When Fast Company came out with its 96 lessons for 2013 from leaders across the business spectrum, I expected to find a stereotypical list of lifestyle changes and recommendations for self-improvement. However, I was pleased to find a micro-collection of creative advice – snippets of experiential wisdom – that were geared more toward their approach as opposed to their practice. For example, CEO Randi Zuckerberg’s lesson is: “Anger Equals Engagement – Don’t be afraid to take risks that other people are going to call you out on. It’s better to elicit passion than a lukewarm response.”


Let’s Big Think it!

While this advice is for up and coming entrepreneurs, as a historian, its hard not to consider the contemporary context and the broader social applications.

Many people are afraid to put their ideas out into the public domain because they fear their ideas will get criticized, shot down, or even worse, ignored. They might fear being personally challenged, called out, mocked or humiliated or dread the idea of having to defend their beliefs in public to people who may disagree. Yikes! So, they tone down their thinking by wrapping it in some familiar rhetoric or they choose to “not go public” with it. They nod and pretend to agree so they can comfortably retreat from potential conflict or confrontation, not wanting to piss anyone off.  This practice of “playing it safe” comes at a cost. It reduces the amount of exchange that occurs in the marketplace of ideas. Some people opt out of the conversation – dead silence, no voice.

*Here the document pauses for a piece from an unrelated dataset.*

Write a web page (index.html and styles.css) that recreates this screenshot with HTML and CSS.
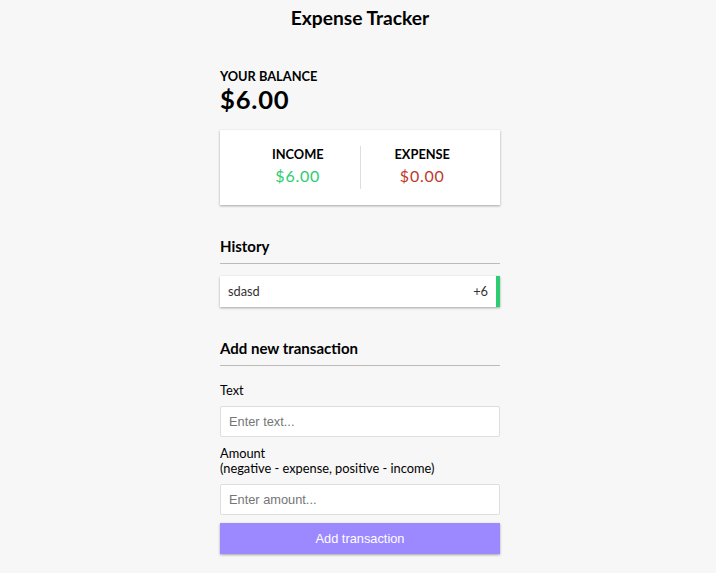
FILE: index.html
```html
<!DOCTYPE html>
<html lang="en">
<head>
<meta charset="UTF-8">
<title>Expense Tracker</title>
<link rel="stylesheet" href="styles.css">
</head>
<body>
  <h2 class="title">Expense Tracker</h2>
  <div class="container">
    <h4 class="label-caps">Your Balance</h4>
    <h1 class="balance">$6.00</h1>

    <div class="inc-exp-container">
      <div class="inc-exp-col first">
        <h4 class="label-caps">Income</h4>
        <p class="money plus">$6.00</p>
      </div>
      <div class="inc-exp-col">
        <h4 class="label-caps">Expense</h4>
        <p class="money minus">$0.00</p>
      </div>
    </div>

    <h3 class="section-title">History</h3>
    <ul class="list">
      <li class="list-item plus">sdasd <span>+6</span></li>
    </ul>

    <h3 class="section-title">Add new transaction</h3>
    <form class="form">
      <div class="form-control">
        <label class="field-label" for="text">Text</label>
        <input class="field-input" type="text" id="text" placeholder="Enter text...">
      </div>
      <div class="form-control">
        <label class="field-label" for="amount">Amount <br>(negative - expense, positive - income)</label>
        <input class="field-input" type="number" id="amount" placeholder="Enter amount...">
      </div>
      <button class="btn" type="button">Add transaction</button>
    </form>
  </div>
</body>
</html>
```
FILE: styles.css
```css
* {
  box-sizing: border-box;
}

body {
  background-color: #f7f7f7;
  display: flex;
  flex-direction: column;
  align-items: center;
  margin: 0;
  padding-left: 4px;
  font-family: "Lato", "Noto Sans", sans-serif;
  font-size: 12.8px;
  color: #000;
}

.title {
  font-size: 19.2px;
  font-weight: 700;
  margin: 6px 0 16px;
}

.container {
  margin: 23px auto;
  width: 280px;
}

.label-caps {
  margin: 0;
  font-size: 12.8px;
  font-weight: 700;
  text-transform: uppercase;
}

.balance {
  font-size: 25.6px;
  letter-spacing: 0.8px;
  margin: 0;
  font-weight: 700;
}

.inc-exp-container {
  background-color: #fff;
  box-shadow: 0 1px 3px rgba(0, 0, 0, 0.12), 0 1px 2px rgba(0, 0, 0, 0.24);
  padding: 16px;
  display: flex;
  justify-content: space-between;
  margin: 16px 0;
}

.inc-exp-col {
  flex: 1;
  text-align: center;
}

.inc-exp-col.first {
  border-right: 1px solid #dedede;
}

.money {
  font-size: 16px;
  letter-spacing: 0.8px;
  margin: 4px 0;
}

.money.plus {
  color: #2ecc71;
}

.money.minus {
  color: #c0392b;
}

.section-title {
  font-size: 15px;
  font-weight: 700;
  border-bottom: 1px solid #bbb;
  padding-bottom: 8px;
  margin: 32px 0 8px;
}

.list {
  list-style-type: none;
  padding: 0;
  margin: 12px 0 32px;
}

.list-item {
  background-color: #fff;
  box-shadow: 0 1px 3px rgba(0, 0, 0, 0.12), 0 1px 2px rgba(0, 0, 0, 0.24);
  color: #333;
  display: flex;
  justify-content: space-between;
  line-height: 15px;
  padding: 8px;
  margin: 8px 0;
}

.list-item.plus {
  border-right: 4px solid #2ecc71;
}

.form {
  margin: 0;
}

.form-control {
  display: flex;
  flex-direction: column;
}

.field-label {
  display: block;
  line-height: 15px;
  margin: 9px 0 8px;
}

.field-input {
  border: 1px solid #dedede;
  border-radius: 2px;
  display: block;
  font-family: "Liberation Sans", Arial, sans-serif;
  font-size: 12.8px;
  height: 31px;
  padding: 0 8px;
  width: 100%;
  background: #fff;
  margin: 0;
}

.field-input::placeholder {
  color: #757575;
}

.btn {
  cursor: pointer;
  background-color: #9c88ff;
  box-shadow: 0 1px 3px rgba(0, 0, 0, 0.12), 0 1px 2px rgba(0, 0, 0, 0.24);
  color: #fff;
  border: 0;
  display: block;
  font-family: "Liberation Sans", Arial, sans-serif;
  font-size: 12.8px;
  height: 31px;
  margin: 8px 0 24px;
  padding: 0 8px;
  width: 100%;
}
```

Others allow the conversation to be framed by the so-called “smartest people in the room,” who eventually come to monopolize the ideas. Others convert their potentially interesting thinking into boring vanilla. Boring and vanilla elicit a lukewarm response because it’s boring vanilla

This tedium decreases the possibility that they will be called out, criticized, or humiliated.  However, it does not engage anybody.  For example, the writer isn’t engaged in the piece they are writing and the reader is not engaged with the boring prose that are sitting in front of them. In the age of NSA eavesdropping, social media, and drone attacks the stakes may seem a little higher for the risk averse.

But as Zuckerberg suggests, don’t be afraid to take risks. It is better to elicit a response.  It is better to make people angry.  It is better to stimulate conversation and discussion, than simply receive a lukewarm response.  Many of us forget this, even in our day-to-day lives; passion equals engagement. Even anger engages people.